DeliverSK would be led by a board with two representatives from both partners and decision making would always be by consensus. The Council representatives would need to agree before a project could be enacted. The Managing Director would be fulltime, report to the Board and be responsible for a small core team who would draw on the expertise of consultants on an “as and when” required basis. Recourse would be undertaken through the Shareholder Committee.
Further clarification was sought on what experienced legal advice had been received and the Committee was informed that the Public Sector Legal Advisor from Pinsent Masons had been involved. Her experience was gained from working with a number of councils who had also established companies.
The Public Sector Legal Advisor confirmed her experience and noted the benefits of the establishment of such a company, those mainly being, to be ‘fleet of foot’ and to be able to expedite delivery. There were a number of investors who were looking to invest with forward thinking councils. The scope for the SPVs would be as wide as possible in order to provide scope for flexibility which would be able to deliver projects across the District.
A Member suggested that at 9.4 of the report referring to the distribution of any profits, consideration should be given to including the words, “reverse also applies” as losses should be shared as well as profit. Another Member suggested that a contract with a future SPV investor should include a clause that 5% of the investment amount be provided ‘in escrow’ by the investor should the project fail.
Also discussed was the governance of DeliverSK and the framework for the Company. The Leader commented that he would take on board the principle of carrying out a review of the governance for all SKDC companies in order to ensure that the roles of elected members and officers were clear and effective in respect of those companies.
Final Decisions and Projects
In response to a query about the potential for a challenge to the decision of a partner and who would bear the costs, it was noted that if there was a challenge to the decision, the cost of defending that decision would be borne by the Council.
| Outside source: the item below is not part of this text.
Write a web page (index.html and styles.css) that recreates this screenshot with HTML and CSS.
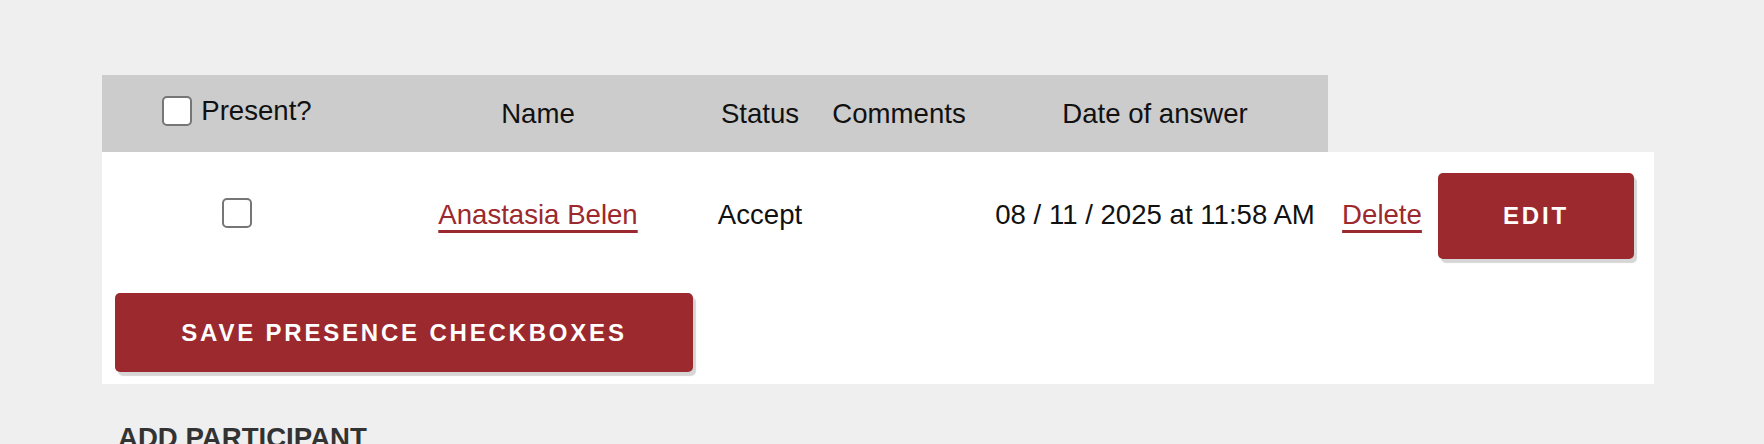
FILE: index.html
```html
<!DOCTYPE html>
<html lang="en">

<head>
    <meta charset="UTF-8" />
    <title>Participants</title>
    <link rel="stylesheet" href="styles.css">
</head>

<body>
    <div class="page">
        <form class="participants">
            <table class="participants-table">
                <colgroup>
                    <col class="col-present">
                    <col class="col-name">
                    <col class="col-status">
                    <col class="col-comments">
                    <col class="col-date">
                    <col class="col-delete">
                    <col class="col-edit">
                </colgroup>
                <thead>
                    <tr>
                        <th>
                            <label class="check-all">
                                <input type="checkbox" class="check" />
                                <span>Present?</span>
                            </label>
                        </th>
                        <th>Name</th>
                        <th>Status</th>
                        <th>Comments</th>
                        <th>Date of answer</th>
                    </tr>
                </thead>
                <tbody>
                    <tr>
                        <td><input type="checkbox" class="check" /></td>
                        <td><a href="#" class="link">Anastasia Belen</a></td>
                        <td>Accept</td>
                        <td></td>
                        <td>08 / 11 / 2025 at 11:58 AM</td>
                        <td><a href="#" class="link">Delete</a></td>
                        <td class="edit-cell"><button type="button" class="btn btn-edit">Edit</button></td>
                    </tr>
                </tbody>
            </table>
            <div class="save-bar">
                <button type="button" class="btn btn-save">Save presence checkboxes</button>
            </div>
        </form>

        <h3 class="section-title">Add participant</h3>
    </div>
</body>

</html>
```

FILE: styles.css
```css
body {
    margin: 0;
    font-family: "Liberation Sans", Arial, sans-serif;
    background-color: #efefef;
    color: #111;
}

.page {
    padding: 75px 0 0 102px;
    width: 1552px;
}

.participants-table {
    width: 1552px;
    table-layout: fixed;
    border-collapse: collapse;
    font-size: 27.6px;
}

.col-present { width: 270px; }
.col-name { width: 332px; }
.col-status { width: 112px; }
.col-comments { width: 166px; }
.col-date { width: 346px; }
.col-delete { width: 108px; }
.col-edit { width: 218px; }

.participants-table th {
    background-color: #cccccc;
    font-weight: normal;
    height: 77px;
    padding: 0;
    text-align: center;
    vertical-align: middle;
    white-space: nowrap;
}

.participants-table td {
    background-color: #fff;
    padding: 21px 0;
    text-align: center;
    vertical-align: baseline;
    white-space: nowrap;
}

.participants-table td.edit-cell {
    text-align: left;
    padding: 21px 20px 21px 2px;
}

.check-all {
    display: inline-flex;
    align-items: center;
    gap: 9px;
}

.check {
    appearance: none;
    -webkit-appearance: none;
    box-sizing: border-box;
    width: 30px;
    height: 30px;
    margin: 0;
    border: 2px solid #767676;
    border-radius: 5px;
    background: #fff;
    vertical-align: -4px;
}

.link {
    color: #9b292d;
    text-decoration: underline;
    text-decoration-thickness: 3px;
    text-underline-offset: 6px;
}

.btn {
    border: none;
    border-radius: 5px;
    background-color: #9b292d;
    color: #fff;
    font-family: "Liberation Sans", Arial, sans-serif;
    font-size: 24px;
    font-weight: bold;
    letter-spacing: 2.8px;
    text-transform: uppercase;
    box-shadow: 3px 4px 1px #d6d6d6;
    cursor: pointer;
    padding: 0;
}

.btn-edit {
    width: 196px;
    height: 86px;
}

.btn-save {
    width: 578px;
    height: 79px;
}

.save-bar {
    background-color: #fff;
    padding: 13px 0 12px 13px;
}

.section-title {
    margin: 38px 0 0 16px;
    font-size: 27.6px;
    color: #333;
    text-transform: uppercase;
}
```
A further query was raised on the appropriateness of a single cabinet member having delegated responsibility for selecting and engaging a long-term private-sector partner with whom it was expected to be a strategic project for the Council. The Committee commented that other members (eg Cabinet) be involved in the selection process.
Discussion also took place on the types of projects and where these would be undertaken. The Committee was informed that some of the detail around one of the projects under consideration was commercially sensitive.
In response to a query about the Leader’s announcement about a range of ambitious projects in October 2017, there would be no intention to delay anything because of the setting up of DeliverSK. DeliverSK would bring in the necessary resources to progress with much-needed projects such as the new leisure centre for Market Deeping.
The meeting adjourned between 11.25am and 11.43am
When the meeting reconvened, the Chairman noted that the Committee would now be asked to consider the recommendations.
For further clarification, a member asked about the number of employees there would be and the salaries senior employees would receive and was assured that the senior employees would receive salaries that were commensurate with their role and the profession in which they operated, noting that DeliverSK as a commercial entity would have to compete with other similar companies.
In response to a query about the Treasury Management Strategy, the Committee was informed that this was the process by which the Council managed its money and funded capital projects. There may be changes required to the current Treasury Management Strategy in order to support the work of DeliverSK, but these would be brought before the relevant committee at the right time.
The Public Sector Legal Advisor commented that the Company would also need to consider looking at projects that could be expedited quickly in order to provide the company with some performance kudos.
The Leader concluded by reiterating that a review of governance for all SKDC Companies would be undertaken.
Following an in-depth discussion and consideration of the report along with responses to the Committee’s questions the Growth Overview and Scrutiny Committee recommend that:
a) Cabinet support and approve the establishment of DeliverSK as described within this report, DSK001
b) Cabinet delegate to the Cabinet Member for Growth and Communications, in consultation with the Strategic Director for Growth and the Strategic Director for Resources, authority to select and confirm the private sector partner for DeliverSK, as outlined in the report
c) Cabinet delegate to the Cabinet Member for Growth and Communications, in consultation with the Strategic Director for Growth and the Strategic Director for Resources, authority to set up DeliverSK as detailed in this report, entering into any necessary legal agreements needed to facilitate this.
d) Cabinet recommend to Council, the approval of a budget of up to £100k for initial set-up costs and up to £500k as initial working capital for DeliverSK, and to delegate to the Cabinet Member for Growth and Communications, in consultation with the Strategic Director for Growth and the Strategic Director for Resources, authority to invest up to £500k (i.e. the working capital) in DeliverSK, once the company has been set up.
e) Cabinet approve the appointment of the Leader of the Council and the Chief Executive as the Council’s nominated Board Members for DeliverSK, and the Deputy Leader of the Council as an observer on the Board and nominated substitute for the Leader and Chief Executive.
f) Cabinet request the Governance and Audit Committee consider any changes necessary to the Council’s Treasury Management Strategy to allow the initial and future investments in DeliverSK activities and projects.
The Committee also requested that consideration is given to:
g) Looking at the potential for some of the upfront establishment costs payable by the Council being rolled into the initial operational costs so they are recoverable from the Partnership's profits in due course
h) That a Shareholder Committee forms part of the proposed structure and receives a quarterly report from DeliverSK
i) That at 9.4 of the report the words, “reverse applies to losses” be added to “Any profits made by DeliverSK will be shared between the partners in accordance with their respective investment inputs and that the reverse applies to losses”
j) The Committee requested that further consideration be given to whether a contract with a future SPV investor should include a clause that 5% of the investment amount be provided upfront by the investor as a surety should the project fail,
k) The Committee wished to register their concern, about a single cabinet member having the responsibility of making such key decisions, and suggested that other members (eg Cabinet) be involved in the selection process.
l) The Committee supported the principle of carrying out a review of the governance for all SKDC companies in order to ensure that the roles of elected members and officers are clear and effective in respect of those companies.